George W. Bush nominated John Roberts to be Chief Justice about four years ago, after the previous Chief Justice, William Rehnquist, died suddenly. Roberts is quite young, and could serve twenty years, even thirty years or more.
There is actually nothing special about the Chief Justice. He is first among equals at best, and holds no special sway over the court.
I agree that Clinton is doing exemplary work as Secretary of State, and she’s made it clear that she’s not interested, so it’s unlikely that we’ll see Obama nominating Clinton to the Supreme Court any time in the near future. If Obama is reelected in 2012, though, I think it might be more likely for Clinton to be nominated then; there’s a tradition for Cabinet turnover in the second term, especially at State.
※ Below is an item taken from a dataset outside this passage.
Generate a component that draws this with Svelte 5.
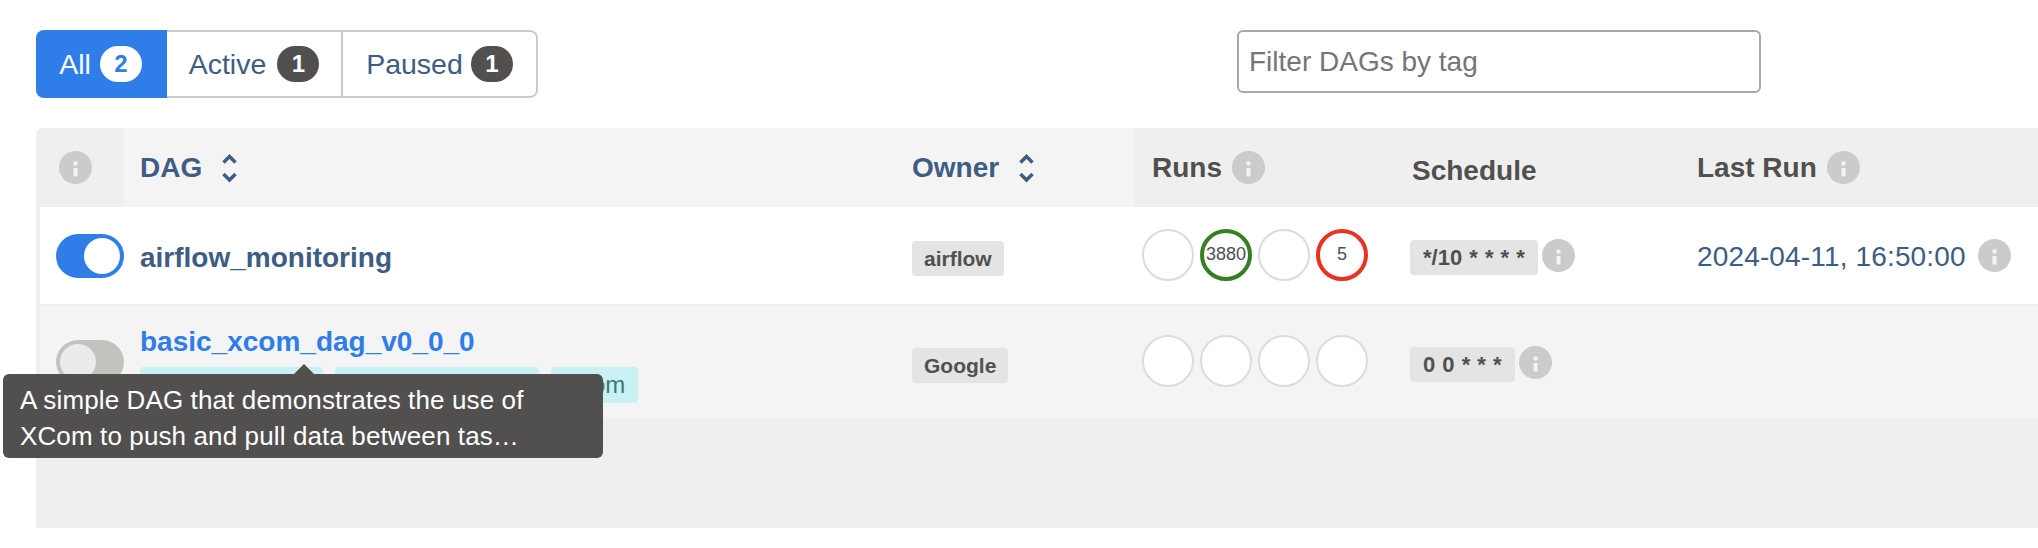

William Christopher gave way to Madeleine Albright for Clinton’s second term; Colin Powell was replaced with Condi Rice in Bush’s second term.
Bill Clinton would work very well as Secretary of State, if Obama needed to nominate another. (Indeed, I suggested John Kerry should consider Bill Clinton for SOS if he were elected in 2004.) I’m not sure if Clinton would accept the nomination, though; he’s doing much the same work, on his own terms, through his foundation, and, like with the negotiations with North Korea last year over the two reporters they took into captivity, Clinton may work best as a representative of his government who also appears to be a free actor, someone that can be called upon when the situation calls for it. Secretary of State would be a lot of work for him, some of his financial dealings with his foundation would come under scrutiny (this was a concern when Hillary ran for President), and he’d lose his freedom of action. I think Bill Clinton would turn it down. He’d have to.
My top choice to replace Hillary Clinton would be General Wesley Clark. After Clark, I think Massachusetts Senator John Kerry would be a good choice for Secretary of State. Former New Mexico Governor Bill Richardson would be as well, though Richardson has some shady financial dealings in his background if I remember correctly that sunk a possible Cabinet post in Obama’s administration previously.